→ **DATASET RECORDS**

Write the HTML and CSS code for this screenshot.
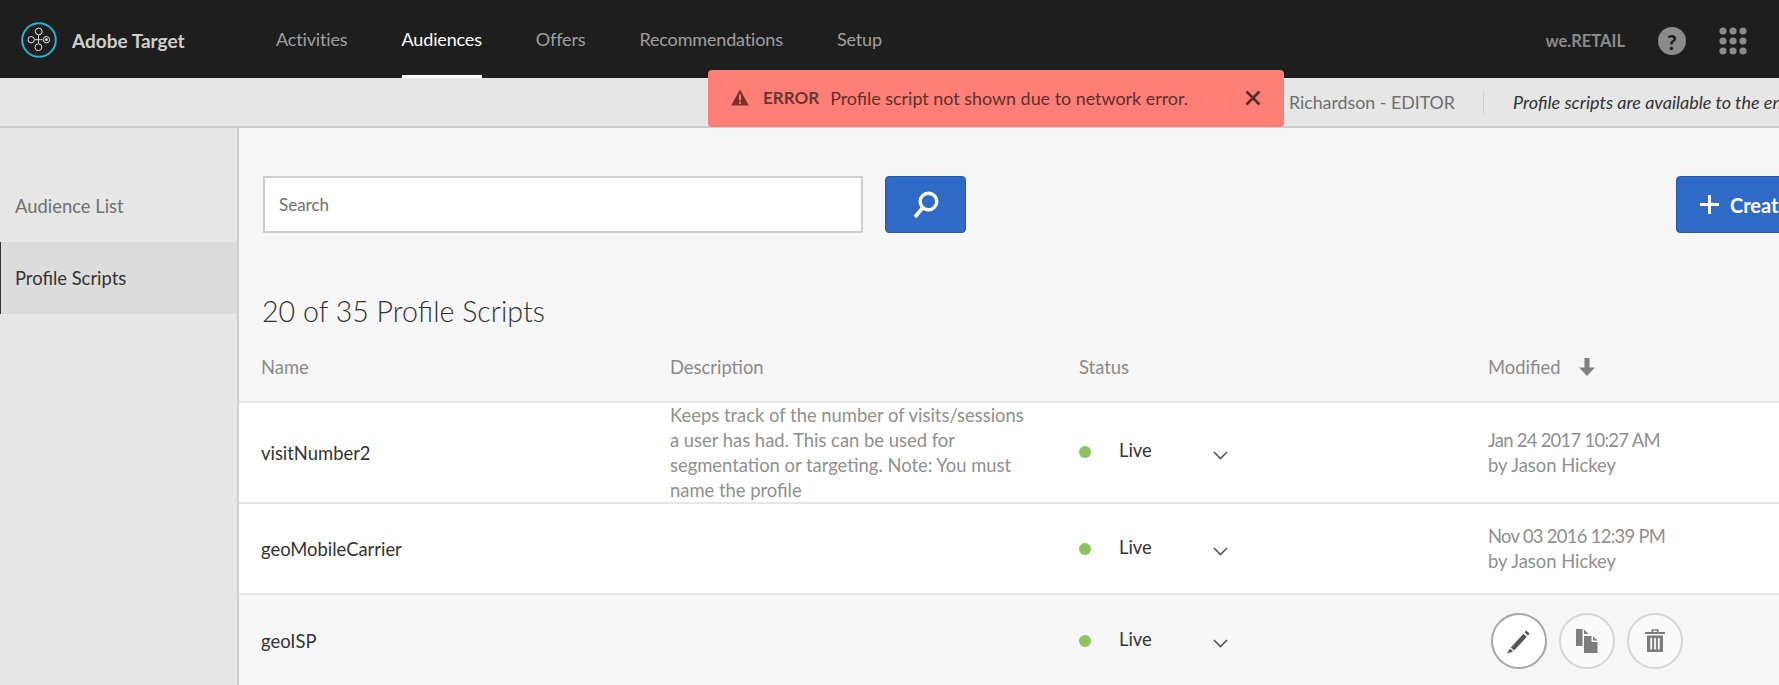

==

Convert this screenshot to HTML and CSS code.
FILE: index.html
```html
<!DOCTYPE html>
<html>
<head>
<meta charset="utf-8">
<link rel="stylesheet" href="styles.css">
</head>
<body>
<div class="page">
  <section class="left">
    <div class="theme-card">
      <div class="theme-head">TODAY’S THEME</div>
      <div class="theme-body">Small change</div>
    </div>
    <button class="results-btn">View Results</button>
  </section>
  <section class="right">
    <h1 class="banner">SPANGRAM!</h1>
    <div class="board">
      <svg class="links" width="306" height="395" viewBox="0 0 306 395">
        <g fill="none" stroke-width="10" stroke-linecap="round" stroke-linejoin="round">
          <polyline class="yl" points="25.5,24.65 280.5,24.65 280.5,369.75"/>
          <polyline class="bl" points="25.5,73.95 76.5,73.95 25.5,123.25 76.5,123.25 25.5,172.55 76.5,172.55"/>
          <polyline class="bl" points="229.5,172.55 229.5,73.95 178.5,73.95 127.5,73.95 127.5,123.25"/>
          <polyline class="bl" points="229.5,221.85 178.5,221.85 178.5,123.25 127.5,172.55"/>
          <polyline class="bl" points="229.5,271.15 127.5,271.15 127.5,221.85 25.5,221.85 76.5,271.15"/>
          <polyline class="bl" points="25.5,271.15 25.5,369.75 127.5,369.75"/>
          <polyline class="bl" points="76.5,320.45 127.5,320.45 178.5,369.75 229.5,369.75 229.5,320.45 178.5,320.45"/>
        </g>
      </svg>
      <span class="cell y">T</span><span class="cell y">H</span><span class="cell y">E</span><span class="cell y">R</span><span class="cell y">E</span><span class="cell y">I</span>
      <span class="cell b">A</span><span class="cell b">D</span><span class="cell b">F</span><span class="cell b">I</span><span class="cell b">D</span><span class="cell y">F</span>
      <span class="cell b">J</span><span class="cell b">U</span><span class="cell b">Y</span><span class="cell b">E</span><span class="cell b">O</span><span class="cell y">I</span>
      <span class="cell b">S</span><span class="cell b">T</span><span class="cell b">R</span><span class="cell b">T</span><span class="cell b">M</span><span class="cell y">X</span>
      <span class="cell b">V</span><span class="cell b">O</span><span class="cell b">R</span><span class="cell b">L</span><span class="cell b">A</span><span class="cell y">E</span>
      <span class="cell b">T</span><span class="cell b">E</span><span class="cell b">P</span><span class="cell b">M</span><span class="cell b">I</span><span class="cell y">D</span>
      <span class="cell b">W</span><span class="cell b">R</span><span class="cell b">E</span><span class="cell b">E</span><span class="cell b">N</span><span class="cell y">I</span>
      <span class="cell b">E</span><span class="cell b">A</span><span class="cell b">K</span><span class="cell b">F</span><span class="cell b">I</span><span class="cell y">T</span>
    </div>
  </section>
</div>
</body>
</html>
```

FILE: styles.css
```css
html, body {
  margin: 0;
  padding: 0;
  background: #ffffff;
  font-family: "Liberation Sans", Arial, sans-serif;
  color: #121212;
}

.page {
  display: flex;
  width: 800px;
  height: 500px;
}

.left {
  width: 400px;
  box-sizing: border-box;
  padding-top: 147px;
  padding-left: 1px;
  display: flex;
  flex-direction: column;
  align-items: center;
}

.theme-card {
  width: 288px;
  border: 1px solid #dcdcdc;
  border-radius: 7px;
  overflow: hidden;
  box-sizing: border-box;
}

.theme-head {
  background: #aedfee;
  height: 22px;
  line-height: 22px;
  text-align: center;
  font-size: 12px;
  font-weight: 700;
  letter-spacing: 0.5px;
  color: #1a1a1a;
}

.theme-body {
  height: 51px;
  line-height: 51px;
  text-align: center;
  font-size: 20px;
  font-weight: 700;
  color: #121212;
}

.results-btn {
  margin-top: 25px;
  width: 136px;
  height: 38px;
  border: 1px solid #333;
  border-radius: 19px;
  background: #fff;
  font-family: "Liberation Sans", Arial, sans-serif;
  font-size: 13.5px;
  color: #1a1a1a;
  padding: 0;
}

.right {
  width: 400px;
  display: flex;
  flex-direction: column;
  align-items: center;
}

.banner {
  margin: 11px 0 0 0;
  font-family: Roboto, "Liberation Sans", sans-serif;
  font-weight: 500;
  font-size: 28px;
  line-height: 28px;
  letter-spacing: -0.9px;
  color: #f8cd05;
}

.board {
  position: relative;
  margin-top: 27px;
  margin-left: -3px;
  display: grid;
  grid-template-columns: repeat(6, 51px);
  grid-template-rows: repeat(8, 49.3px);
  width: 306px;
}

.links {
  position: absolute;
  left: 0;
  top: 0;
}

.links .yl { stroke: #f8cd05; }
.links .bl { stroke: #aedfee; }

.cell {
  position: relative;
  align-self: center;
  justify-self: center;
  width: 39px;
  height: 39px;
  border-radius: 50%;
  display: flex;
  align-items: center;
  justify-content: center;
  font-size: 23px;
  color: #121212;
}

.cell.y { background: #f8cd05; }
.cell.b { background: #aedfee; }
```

→ **EXERCISE PROMPT**
The answer should be a single number: the count of lines in the data that include the string "code".

→ **RESULT OF THE EXERCISE**
2